REPUBLIKA.CO.ID, BOGOR -- Tak hanya untuk menjaga kebugaran, latihan beladiri Kungfu Muslim atau Tifan Pokhan berguna sebagai keterampilan beladiri.
Koordinator Tifan Pokhan Tsufuk IPB, Abu Ubaidah, Kamis (6/2), menuturkan tifan pokhan merupakan gabungan berbagai beladiri di Cina Utara yang kemudian diramu dan disesuai dengan nilai Islam. Awalnya pun hanya untuk laki-laki.
Saat masuk ke Indonesia, thifan pokhan aliran tsufuk diadopsi Ustaz Habib di Bandung. Ia juga mengajarkan beladiri ini kepada isterinya. Bagi Muslimah, beladiri menjadi bentuk antisipasi atas kejahatan yang tidak diketahui.
Beladiri yang sudah berlangsung di IPB sejak 1990an itu menggelar latihan tiga hari dalam sepekan, Senin malam, Rabu malam, dan Sabtu malam untuk laki-laki. Sementera untuk perempuan latihan digelar Sabtu sore.
Baik tempat, pelatih dan mekanisme latihan peserta laki-laki dan perempuan masing-masing tersendiri. Untuk kelompok laki-laki, latihan diawali pemanasan sendi, lari-laru kecil memutari masjid al-Hurriyyah, pengerasan fisik dengan diberi pukulan ringan, dan baru dilanjutkan latihan jurus.
Laiknya beladiri lainnya, thifan pokhan tsufuk juga memiliki tingkatan. Ada 36 jurus (tsenkai) yang harus ditamatkan sebelum lanjut ke bab 1 hingga 7. 36 tsenkai dibagi menjadi enam level. Setiam enam senkai selesai, peserta bisa naik level dan berganti sabuk.
Ujian sabuk dilakukan di Bandung sebagai pusat perguruan. Sementara bab, dipelajari setelah tamat tsenkai dan berguna untuk memperhalus gerakan. Pada level ini, hanya yang sudah bersabuk hitam yang menjadi peserta.
Peserta thifan pokhan tsufuk juga dibekali kemahiran beladiri menggunakan alat. Untuk laki-laki, mereka bisa belajar menggunakan pedang dan tongkat pada tsenkai 23. ''Jadi pada saat itu mereka belajar menggunakan alat dan jurus sekaligus,'' kata Ubaidah.
Untuk peserta perempuan, pemanasan lebih ringan, tanpa pukulan ringan, latihan terpisah dengan tetap menggunakan pakaian yang menutup aurat. Beladiri thifan pokhan tsufuk juga disesuaikan dengan struktur badan dan fitrah perempuan agar nantinya tidak ada perempuan yang kelaki-lakian.

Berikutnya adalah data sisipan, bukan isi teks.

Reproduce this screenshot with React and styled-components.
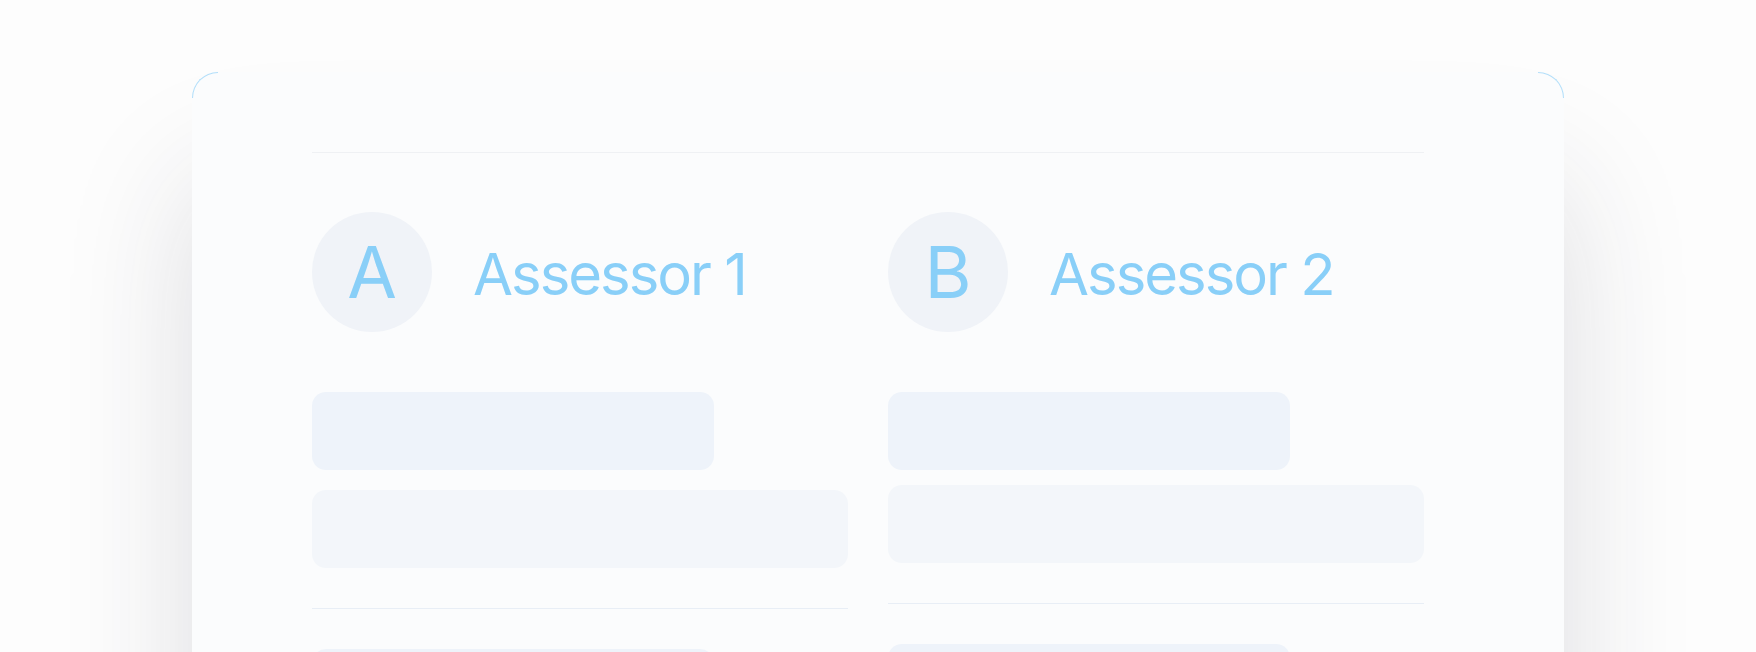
import React from "react";
import styled, { createGlobalStyle } from "styled-components";

const Global = createGlobalStyle`
  html, body {
    margin: 0;
    padding: 0;
    background: #fdfdfd;
    font-family: Inter, "Noto Sans", "Liberation Sans", sans-serif;
    overflow: hidden;
  }
`;

const Page = styled.div`
  width: 1756px;
  height: 652px;
  overflow: hidden;
  padding-top: 72px;
  box-sizing: border-box;
`;

const Card = styled.section`
  position: relative;
  width: 1372px;
  min-height: 700px;
  margin: 0 auto;
  box-sizing: border-box;
  padding: 80px 140px 0 120px;
  background: #fbfcfd;
  border-radius: 26px;
  box-shadow: 0 110px 130px rgba(40, 40, 60, 0.15);

  &::before,
  &::after {
    content: "";
    position: absolute;
    top: 0;
    width: 26px;
    height: 26px;
    box-sizing: border-box;
    border-top: 1px solid #b3dffa;
  }
  &::before {
    left: 0;
    border-left: 1px solid #b3dffa;
    border-top-left-radius: 26px;
  }
  &::after {
    right: 0;
    border-right: 1px solid #b3dffa;
    border-top-right-radius: 26px;
  }
`;

const Rule = styled.hr`
  margin: ${(p) => p.$mt || 0}px 0 0;
  border: 0;
  height: 1px;
  background: ${(p) => p.$color || "#eaeef4"};
`;

const Columns = styled.div`
  display: grid;
  grid-template-columns: 1fr 1fr;
  column-gap: 40px;
  margin-top: 59px;
`;

const Column = styled.div`
  display: flex;
  flex-direction: column;
`;

const Header = styled.div`
  display: flex;
  align-items: center;
  gap: 41px;
  height: 120px;
`;

const Avatar = styled.div`
  width: 120px;
  height: 120px;
  border-radius: 50%;
  background: #f0f3f8;
  display: flex;
  align-items: center;
  justify-content: center;
  color: #89cff8;
  font-size: 72px;
  font-weight: 400;
  line-height: 1;
  flex-shrink: 0;
`;

const Name = styled.h2`
  margin: 0;
  padding-top: 3px;
  color: #89cff8;
  font-size: 58px;
  font-weight: 400;
  line-height: 1;
  letter-spacing: -2px;
`;

const Bar = styled.div`
  width: ${(p) => p.$w};
  height: 78px;
  margin-top: ${(p) => p.$mt}px;
  border-radius: 14px;
  background: ${(p) => (p.$soft ? "#f3f6fa" : "#eef3fa")};
`;

const assessors = [
  { letter: "A", name: "Assessor 1", gap: 20 },
  { letter: "B", name: "Assessor 2", gap: 15 },
];

export default function App() {
  return (
    <>
      <Global />
      <Page>
        <Card>
          <Rule $color="#eff1f4" />
          <Columns>
            {assessors.map((a) => (
              <Column key={a.letter}>
                <Header>
                  <Avatar>{a.letter}</Avatar>
                  <Name>{a.name}</Name>
                </Header>
                <Bar $w="75%" $mt={60} />
                <Bar $w="100%" $mt={a.gap} $soft />
                <Rule $mt={40} $color="#e8eef6" />
                <Bar $w="75%" $mt={40} />
              </Column>
            ))}
          </Columns>
        </Card>
      </Page>
    </>
  );
}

Kelompok bernama Putri Gading ini menggunakan kipas dan pisau untuk peserta di level lanjutan. Latihan dilakukan di tempat tertutup di area wudhu perempuan Masjid Al Hurriyah.
Sejauh ini, kata Ubaidah peserta laki-laki berjumlah 20 hingga 30 orang dan peserta perempuan sekitar 10 hingga 15 orang. ''Karena penyelenggaraannya di bawah koordinasi DKM Al Hurriyyah dan dilakukan di masjid, respon warga kampus positif, alhamdulillah,'' ungkap dia.
Karena latihan malam, biasanya peserta sudah merasa capek. Sementara untuk perempuan, kadang mereka bentrok dengan tapi kegiatan kampus sabtu sore.